-- START OF Supplied material --
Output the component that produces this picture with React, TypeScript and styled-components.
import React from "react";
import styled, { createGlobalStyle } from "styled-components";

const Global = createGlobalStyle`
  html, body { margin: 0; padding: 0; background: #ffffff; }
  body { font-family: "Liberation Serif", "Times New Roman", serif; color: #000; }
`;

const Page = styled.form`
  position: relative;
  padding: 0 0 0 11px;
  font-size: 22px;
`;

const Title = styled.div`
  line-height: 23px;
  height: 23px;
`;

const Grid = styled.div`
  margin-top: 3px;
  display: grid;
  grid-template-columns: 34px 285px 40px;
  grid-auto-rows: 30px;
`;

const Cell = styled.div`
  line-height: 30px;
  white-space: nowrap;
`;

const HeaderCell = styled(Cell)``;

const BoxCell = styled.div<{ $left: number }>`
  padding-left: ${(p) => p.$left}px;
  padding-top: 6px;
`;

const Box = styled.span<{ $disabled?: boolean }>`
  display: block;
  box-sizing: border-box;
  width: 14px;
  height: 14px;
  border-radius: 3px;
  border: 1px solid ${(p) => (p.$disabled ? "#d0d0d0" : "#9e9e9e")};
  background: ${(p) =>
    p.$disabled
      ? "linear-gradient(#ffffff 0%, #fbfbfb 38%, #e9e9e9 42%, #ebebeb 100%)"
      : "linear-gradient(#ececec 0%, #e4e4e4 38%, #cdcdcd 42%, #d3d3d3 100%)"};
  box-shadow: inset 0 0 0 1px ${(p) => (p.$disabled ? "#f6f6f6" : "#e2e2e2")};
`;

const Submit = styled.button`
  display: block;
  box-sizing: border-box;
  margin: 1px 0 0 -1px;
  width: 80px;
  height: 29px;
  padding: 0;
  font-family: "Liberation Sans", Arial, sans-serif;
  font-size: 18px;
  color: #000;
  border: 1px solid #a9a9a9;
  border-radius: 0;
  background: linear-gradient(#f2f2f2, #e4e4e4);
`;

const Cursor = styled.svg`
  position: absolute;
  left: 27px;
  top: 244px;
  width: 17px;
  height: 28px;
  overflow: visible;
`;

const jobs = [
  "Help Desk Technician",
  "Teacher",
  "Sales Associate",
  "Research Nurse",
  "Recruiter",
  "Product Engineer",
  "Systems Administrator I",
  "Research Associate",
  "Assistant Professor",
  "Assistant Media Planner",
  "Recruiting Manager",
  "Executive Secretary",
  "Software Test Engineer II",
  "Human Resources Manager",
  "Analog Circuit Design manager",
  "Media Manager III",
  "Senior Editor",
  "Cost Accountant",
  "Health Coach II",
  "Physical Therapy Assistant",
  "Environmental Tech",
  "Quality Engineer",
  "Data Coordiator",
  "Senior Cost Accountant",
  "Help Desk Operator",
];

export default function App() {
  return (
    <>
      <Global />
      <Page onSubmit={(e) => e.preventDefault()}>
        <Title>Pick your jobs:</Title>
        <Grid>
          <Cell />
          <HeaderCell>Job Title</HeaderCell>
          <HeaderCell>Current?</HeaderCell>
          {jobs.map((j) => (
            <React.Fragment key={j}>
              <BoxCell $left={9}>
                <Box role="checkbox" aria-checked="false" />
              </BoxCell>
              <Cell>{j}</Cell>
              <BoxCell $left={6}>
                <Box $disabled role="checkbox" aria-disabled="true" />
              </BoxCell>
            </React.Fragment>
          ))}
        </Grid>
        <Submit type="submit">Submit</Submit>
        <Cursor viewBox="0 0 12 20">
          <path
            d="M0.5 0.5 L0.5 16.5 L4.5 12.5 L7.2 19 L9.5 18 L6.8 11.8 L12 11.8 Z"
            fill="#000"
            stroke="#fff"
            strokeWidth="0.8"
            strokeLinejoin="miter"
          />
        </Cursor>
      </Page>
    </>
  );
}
-- END OF Supplied material --
-- START OF Supplied material --
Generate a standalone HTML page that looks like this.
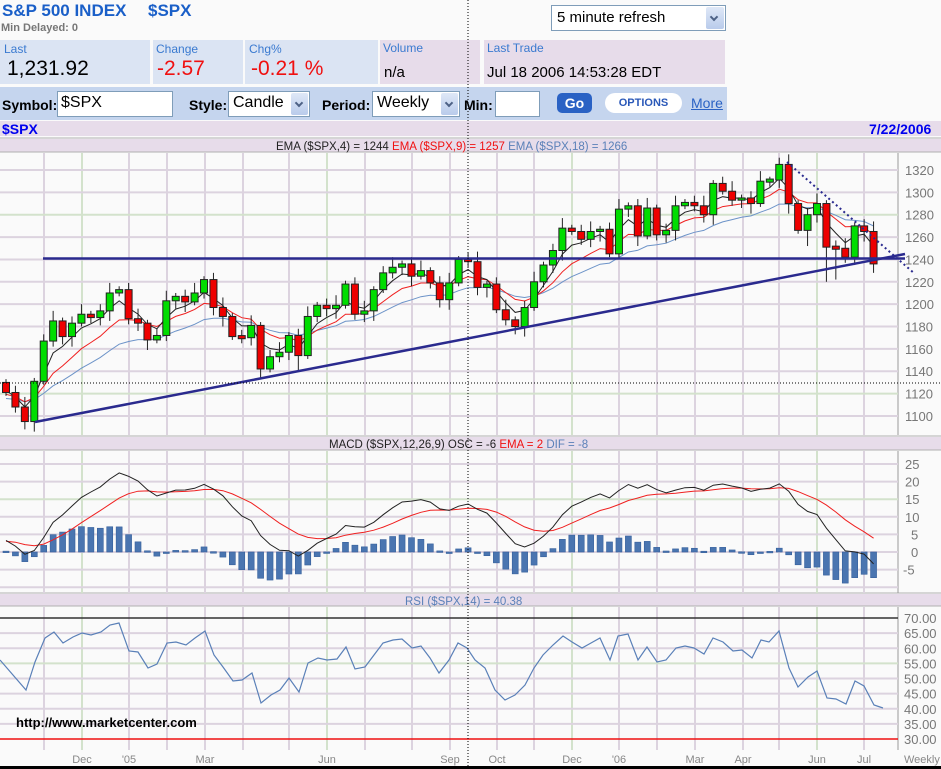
-- END OF Supplied material --
-- START OF Supplied material --
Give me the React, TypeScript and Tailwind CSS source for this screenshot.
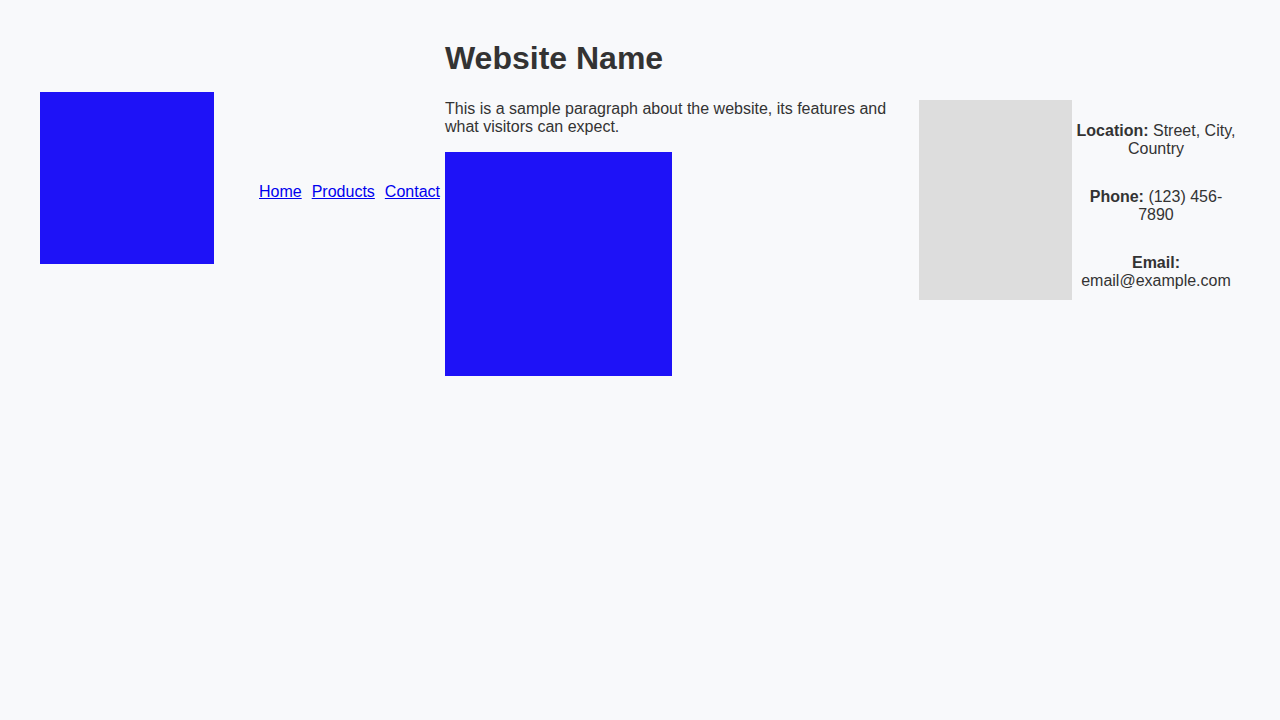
-- END OF Supplied material --
Task goal. Gather every line containing the word "styled" and copy it.

Task solution.
Output the component that produces this picture with React, TypeScript and styled-components.
import styled, { createGlobalStyle } from "styled-components";
const Page = styled.form`
const Title = styled.div`
const Grid = styled.div`
const Cell = styled.div`
const HeaderCell = styled(Cell)``;
const BoxCell = styled.div<{ $left: number }>`
const Box = styled.span<{ $disabled?: boolean }>`
const Submit = styled.button`
const Cursor = styled.svg`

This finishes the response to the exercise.